There is no rating system for any entertainment industry in China. Movies? Video games? No. There are only two types: green/harmony and dirty/disharmony. You talked about Tian'anmen Square riot, you are disharmony; you want democracy, you are disharmony; you watch porn, you are disharmony; you play violent video games, you are disharmony. So don't be surprised that skeletons were put on flesh in Chinese version of WoW. Ridiculous things happen every day here. Some are not too bad, just hilarious; some make people enraged.
What's worse is two national bureaus have been fighting for the administration right of video games, General Administration of Publication and Press and Ministry of Culture.

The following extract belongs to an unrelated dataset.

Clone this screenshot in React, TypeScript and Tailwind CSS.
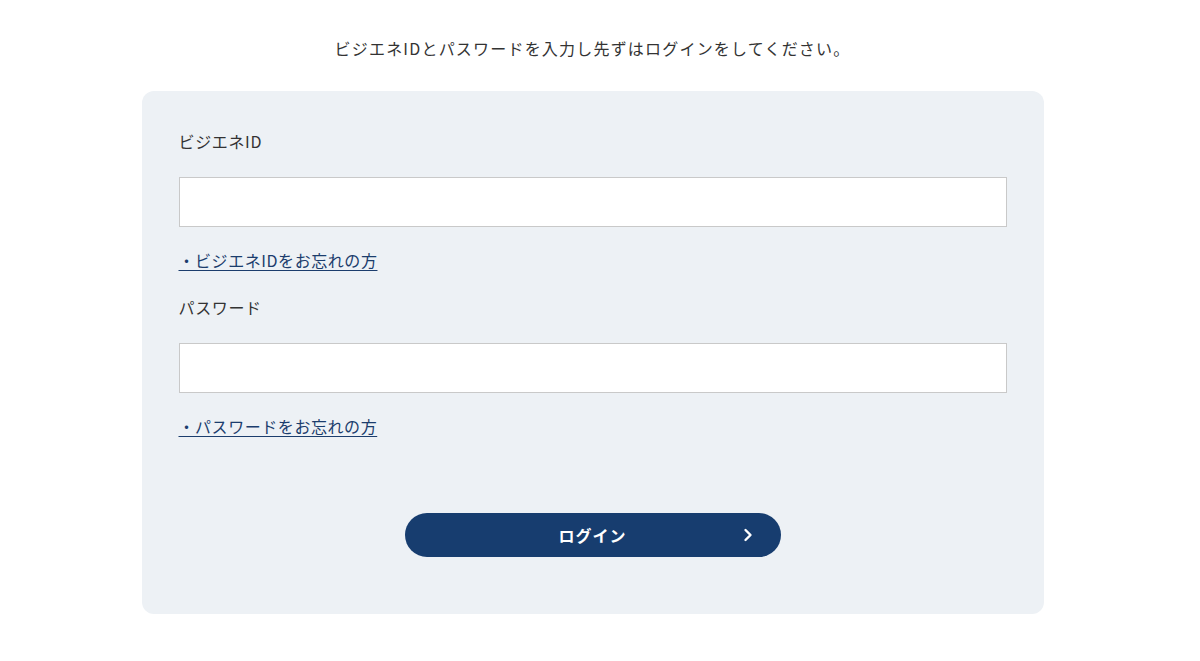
import React from 'react';

export default function App() {
  return (
    <div
      className="min-h-[661px] w-[1185px] bg-white text-[#333333]"
      style={{ fontFamily: '"Noto Sans CJK JP", "Noto Sans", sans-serif' }}
    >
      {/* Intro */}
      <p className="pt-[36px] text-center text-[16px] leading-[24px] tracking-[0.075em]">
        ビジエネIDとパスワードを入力し先ずはログインをしてください。
      </p>

      {/* Login panel */}
      <div className="mx-auto mt-[31px] w-[902px] rounded-[12px] bg-[#edf1f5] px-[37px] pt-[38px] pb-[57px]">
        <label className="block text-[16px] leading-[24px] tracking-[0.04em]">ビジエネID</label>
        <input
          type="text"
          className="mt-[24px] block h-[50px] w-full border border-[#c9c9c9] bg-white px-3 text-[16px] outline-none"
        />
        <a href="#" className="mt-[21px] block w-fit text-[16px] leading-[24px] tracking-[0.035em] text-[#1b3d6d] underline underline-offset-[3px]">
          ・ビジエネIDをお忘れの方
        </a>

        <label className="mt-[23px] block text-[16px] leading-[24px] tracking-[0.04em]">パスワード</label>
        <input
          type="password"
          className="mt-[24px] block h-[50px] w-full border border-[#c9c9c9] bg-white px-3 text-[16px] outline-none"
        />
        <a href="#" className="mt-[21px] block w-fit text-[16px] leading-[24px] tracking-[0.035em] text-[#1b3d6d] underline underline-offset-[3px]">
          ・パスワードをお忘れの方
        </a>

        <div className="mt-[75px] flex justify-center">
          <button
            type="button"
            className="relative flex h-[44px] w-[376px] items-center justify-center rounded-full bg-[#173d6f] pb-[1px] text-[16px] font-bold tracking-[0.06em] text-white"
          >
            ログイン
            <svg
              className="absolute right-[28px] top-1/2 -translate-y-1/2"
              width="10"
              height="14"
              viewBox="0 0 10 14"
              fill="none"
            >
              <path d="M2.5 2l5 5-5 5" stroke="white" strokeWidth="2.4" strokeLinecap="round" strokeLinejoin="round" />
            </svg>
          </button>
        </div>
      </div>
    </div>
  );
}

Both claimed they are authorized to censor video games before the publication/open beta testing. (By censorship, here it means 2 or 3 grandpas from the bureau who had probably never played any video game in their entire lives, access the game server with GM accounts, to see if there are naked women or bloody bodies.) Once Ministry of Culture agreed to support GDC China (by Think Group), GAPP immediately turned to support another industry panel called China GDC. Games and game companies are obviously the victims of their fight. Sadly, Blizzard and NetEase probably didn't offer enough bribe to the governors from both bureaus.
Blizzard sure have lots of talents who can make some best video games. But they don't have talents to deal with communists. Don't forget – North Koreans, they are our brothers. The future of WoW, Starcraft 2, Diablo 3 and whatever new titles in China, is doomed. I promise you this won't be the last ridiculous story you hear from China/Blizzard/Starcraft/WoW. There is gonna be many, many to come.
PS, some personal comment:
From the business perspective, China market is not essential to Blizzard. What? Five million Chinese World of Warcraft players, who are almost half of total subscribers, are not important? Do some simple math, WoW contributed 39% of Activision Blizzard total revenues according its Q1 fiscal results. If we take a look at the geographic breakdown, Asia Pacific contributed only 7% of total revenues (Asia revenues = WoW revenues). Let's say Korean and Taiwanese (two major independent servers in Asia other than Chinese) count 2%, China is the rest 5%. That comes to a conclusion – half of WoW subscribers only contributed 12.8% of WoW revenues. Michael Morhaime can just say "f*** you" to China government, and leave.